I love him, I'd do anything for him. So it's a shame that he doesn't love me anymore.

I've been feeling him pulling away for years now. He's closed himself off again. He doesn't look at me the same, kiss me the same, touch me the same. All the things he used to say to me-

"I love you."

"I want you."

"You're my forever."

"I miss you."

Either gone or said with such a lack of conviction.

The only time he really shows me any affection anymore is if he's drunk or if he's in front of people, or both. And even though I know he's faking it, I eat it up every time. I'll take any kind of affection I can get out of him because I can't describe the pure joy I feel anytime he does anything reminiscent of how we used to be.
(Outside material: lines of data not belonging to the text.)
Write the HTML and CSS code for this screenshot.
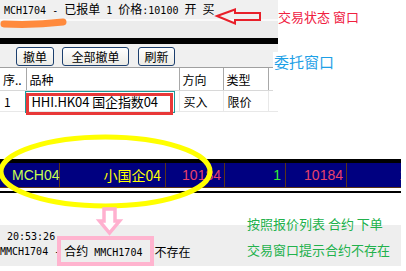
FILE: index.html
```html
<!DOCTYPE html>
<html lang="zh-CN">
<head>
  <meta charset="UTF-8" />
  <title>委托窗口说明</title>
  <link rel="stylesheet" href="styles.css">
</head>
<body>
  <div class="canvas">

    <!-- 交易状态 -->
    <div class="tradebar">
      <div class="trade-text">MCH1704 - <span class="cj">已报单</span> 1 <span class="cj">价格</span>:10100 <span class="cj">开</span> <span class="cj">买</span></div>
    </div>

    <!-- 委托窗口 -->
    <div class="orderwin">
      <div class="toolbar">
        <button class="btn btn-cancel">撤单</button>
        <button class="btn btn-all">全部撤单</button>
        <button class="btn btn-refresh">刷新</button>
      </div>
      <table class="grid">
        <colgroup>
          <col style="width:26px"><col style="width:153px"><col style="width:44px"><col style="width:45px"><col>
        </colgroup>
        <thead>
          <tr><th>序..</th><th>品种</th><th>方向</th><th>类型</th><th class="blank"></th></tr>
        </thead>
        <tbody>
          <tr><td>1</td><td class="sym">HHI.HK04 国企指数04</td><td>买入</td><td>限价</td><td class="blank"></td></tr>
        </tbody>
      </table>
    </div>

    <!-- 报价列表 -->
    <div class="quote">
      <div class="quote-row">
        <div class="qc qc-code">MCH04</div>
        <div class="qc qc-name">小国企04</div>
        <div class="qc qc-red">10184</div>
        <div class="qc qc-vol">1</div>
        <div class="qc qc-red">10184</div>
        <div class="qc qc-last"><span>1</span></div>
      </div>
    </div>

    <!-- 状态栏 -->
    <div class="status">
      <div class="status-time">20:53:26</div>
      <div class="status-msg">
        <span>MMCH1704 -</span>
        <span class="hl-box"><span class="cj">合约</span> MMCH1704</span>
        <span class="cj">不存在</span>
      </div>
    </div>

    <!-- 标注 -->
    <div class="note note-trade">交易状态 窗口</div>
    <div class="note note-order">委托窗口</div>
    <div class="note note-green note-g1">按照报价列表 合约 下单</div>
    <div class="note note-green note-g2">交易窗口提示合约不存在</div>
    <div class="focus-rect"></div>
    <div class="red-rect"></div>

    <svg class="marks" width="406" height="271" viewBox="0 0 406 271">
      <path d="M4 24 Q34 25.5 63 22" fill="none" stroke="#ff8a3d" stroke-width="7" stroke-linecap="round"/>
      <polygon points="217,16 235,9.5 235,13 260,13 260,20 235,20 235,23.5" fill="none" stroke="#e8202a" stroke-width="2"/>
      <ellipse cx="105.5" cy="171.5" rx="104.5" ry="34.5" fill="none" stroke="#ffff00" stroke-width="5"/>
      <polygon points="104,209 115,209 115,221 119.5,221 109.5,233 99.5,221 104,221" fill="#fff" stroke="#ffb0cf" stroke-width="3.5"/>
    </svg>
  </div>
</body>
</html>
```

FILE: styles.css
```css
/* Page */
body {
  margin: 0;
  background: #ffffff;
  font-family: "Noto Sans CJK SC", sans-serif;
  color: #000;
}

.canvas {
  position: relative;
  width: 406px;
  height: 271px;
  overflow: hidden;
}

.cj {
  font-family: "Noto Sans CJK SC", sans-serif;
  font-size: 12px;
}

/* Trade status bar */
.tradebar {
  width: 278px;
  height: 38px;
  background: linear-gradient(#f0f0f0 0, #f0f0f0 19px, #fafafa 19px, #fafafa 21px, #ececec 21px);
  border-bottom: 6px solid #000;
}

.trade-text {
  padding: 2px 0 0 4px;
  font-family: "DejaVu Sans Mono", monospace;
  font-size: 10px;
  line-height: 14px;
  white-space: pre;
}

/* Order window */
.orderwin {
  width: 278px;
  background: #f0f0f0;
}

.toolbar {
  display: flex;
  height: 24px;
  padding: 3px 0 0 16px;
  box-sizing: border-box;
  border-bottom: 1px solid #a0a0a0;
}

.btn {
  height: 19px;
  padding: 0;
  margin-right: 8px;
  font-family: "Noto Sans CJK SC", sans-serif;
  font-size: 12px;
  line-height: 17px;
  color: #000;
  background: linear-gradient(#ffffff, #ecebe6);
  border: 1px solid #1c3f6e;
  border-radius: 3px;
}

.btn-cancel { width: 38px; }
.btn-all { width: 67px; margin-right: 9px; }
.btn-refresh { width: 37px; }

.grid {
  width: 278px;
  table-layout: fixed;
  border-collapse: collapse;
  background: #fff;
  font-size: 12px;
}

.grid th {
  height: 22px;
  padding: 0 0 0 3px;
  text-align: left;
  font-weight: normal;
  border-right: 1px solid #a8a8a8;
  border-bottom: 1px solid #d8d8d8;
  white-space: nowrap;
  overflow: hidden;
}

.grid td {
  height: 20px;
  padding: 0 0 0 4px;
  border-right: 1px solid #e8e8e8;
  border-bottom: 1px solid #e8e8e8;
  white-space: nowrap;
  overflow: hidden;
}

.grid .sym {
  padding-left: 5px;
  font-size: 13px;
  letter-spacing: -0.1px;
}

.grid .blank { border-right: none; }

/* Quote list row */
.quote {
  width: 401px;
  margin-top: 47px;
  border-top: 4px solid #000;
  padding-bottom: 3px;
  border-bottom: 2px solid #000;
  background: #fff;
}

.quote-row {
  display: flex;
  height: 24px;
  background: #000080;
  border-bottom: 1px solid #5a3418;
  font-family: "Liberation Sans", sans-serif;
  font-size: 14px;
  line-height: 24px;
  overflow: hidden;
}

.qc {
  box-sizing: border-box;
  border-right: 1px solid #5a3418;
  text-align: right;
  padding-right: 4px;
  white-space: nowrap;
}

.qc-code { width: 60px; text-align: left; padding-left: 12px; color: #c8ff50; }
.qc-name { width: 106px; color: #ffff00; font-family: "Noto Sans CJK SC", sans-serif; }
.qc-red { width: 59px; color: #e8426a; padding-right: 3px; }
.qc-red + .qc-vol + .qc-red { width: 61px; }
.qc-vol { width: 61px; color: #33ee33; }
.qc-last { flex: 1; border-right: none; color: #e8426a; padding-right: 0; margin-right: -6px; }

/* Status bar */
.status {
  width: 401px;
  height: 41px;
  margin-top: 32px;
  background: #eeeeee;
  font-family: "DejaVu Sans Mono", monospace;
  font-size: 10px;
}

.status-time {
  padding: 6px 0 0 7px;
  line-height: 12px;
}

.status-msg {
  display: flex;
  align-items: center;
  height: 14px;
  margin-top: 1px;
  white-space: pre;
}

.hl-box {
  height: 30px;
  margin: -8px 0 -8px -3px;
  padding: 0 8px 0 3px;
  box-sizing: border-box;
  border: 4px solid #ffb4cf;
  background: #eeeeee;
  line-height: 22px;
}

/* Annotations */
.note {
  position: absolute;
  white-space: nowrap;
}

.note-trade {
  left: 278px;
  top: 7px;
  font-size: 13px;
  color: #f0203f;
}

.note-order {
  left: 273px;
  top: 52px;
  width: 118px;
  height: 40px;
  padding-left: 1px;
  background: #fff;
  font-size: 15px;
  line-height: 20px;
  color: #1ea0e6;
}

.note-green {
  font-size: 13px;
  color: #22b14c;
}

.note-g1 { left: 247px; top: 214px; }
.note-g2 { left: 247px; top: 240px; }

.focus-rect {
  position: absolute;
  left: 25px;
  top: 91px;
  width: 148px;
  height: 20px;
  border: 1px solid #1b9a9a;
}

.red-rect {
  position: absolute;
  left: 26px;
  top: 93px;
  width: 141px;
  height: 16px;
  border: 3px solid #e83838;
}

.marks {
  position: absolute;
  left: 0;
  top: 0;
  pointer-events: none;
}
```
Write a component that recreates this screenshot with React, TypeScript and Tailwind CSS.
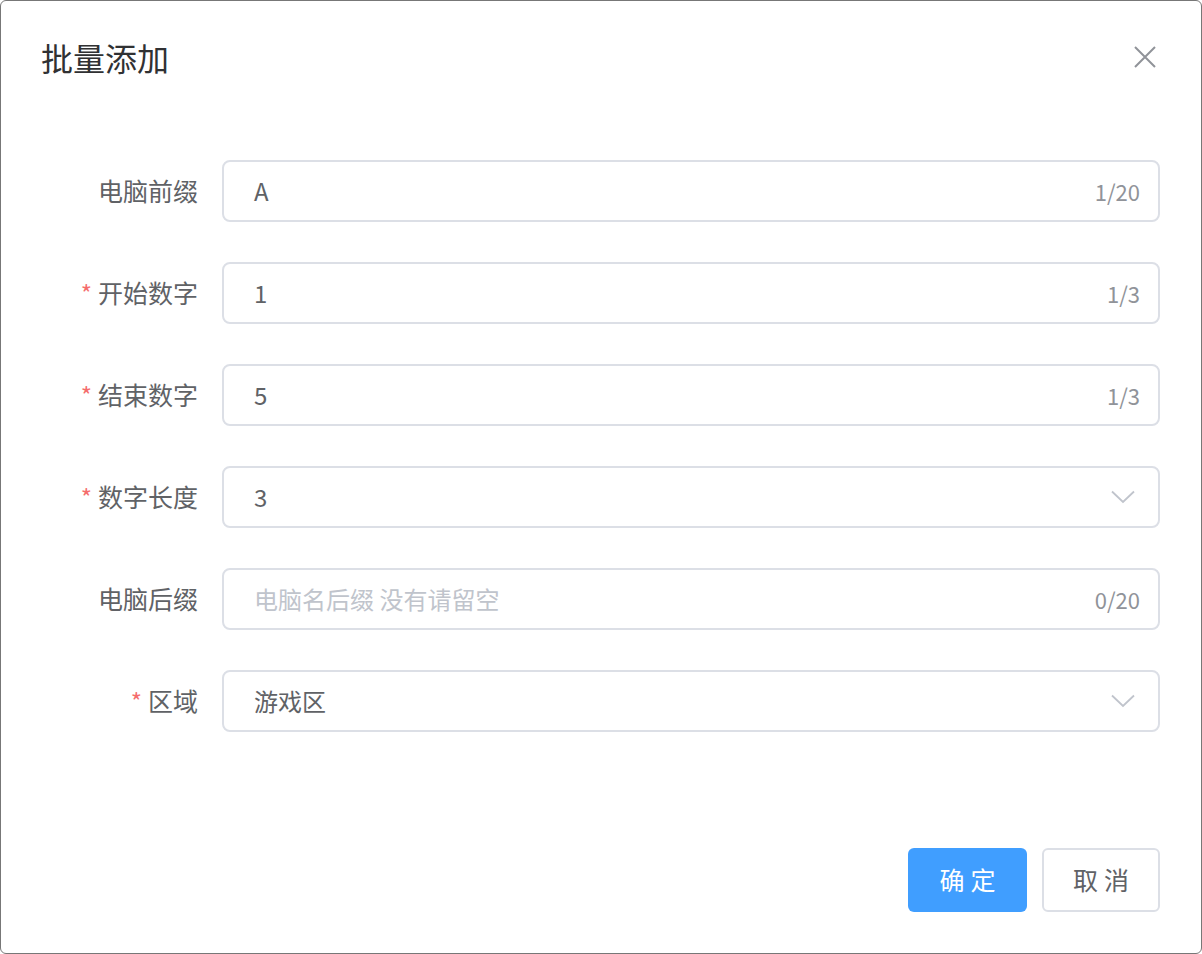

I spend every waking moment violently anxious that one day he'll decide I'm not worth it anymore. I wait with anticipation for the next time he gives this relationship attention and for a brief duration of time realizes I'm his girlfriend and not a distant friend. Still, I can't imagine my life without him.

I still believe in us. Maybe that makes me dumb- I know I tell myself that all the time but I cant help how I feel. I know how we used to be and I believe we can get back there somehow, maybe. I have to try, I can't just give up on us.

So if all he's giving me is a lie, he can continue lying to me.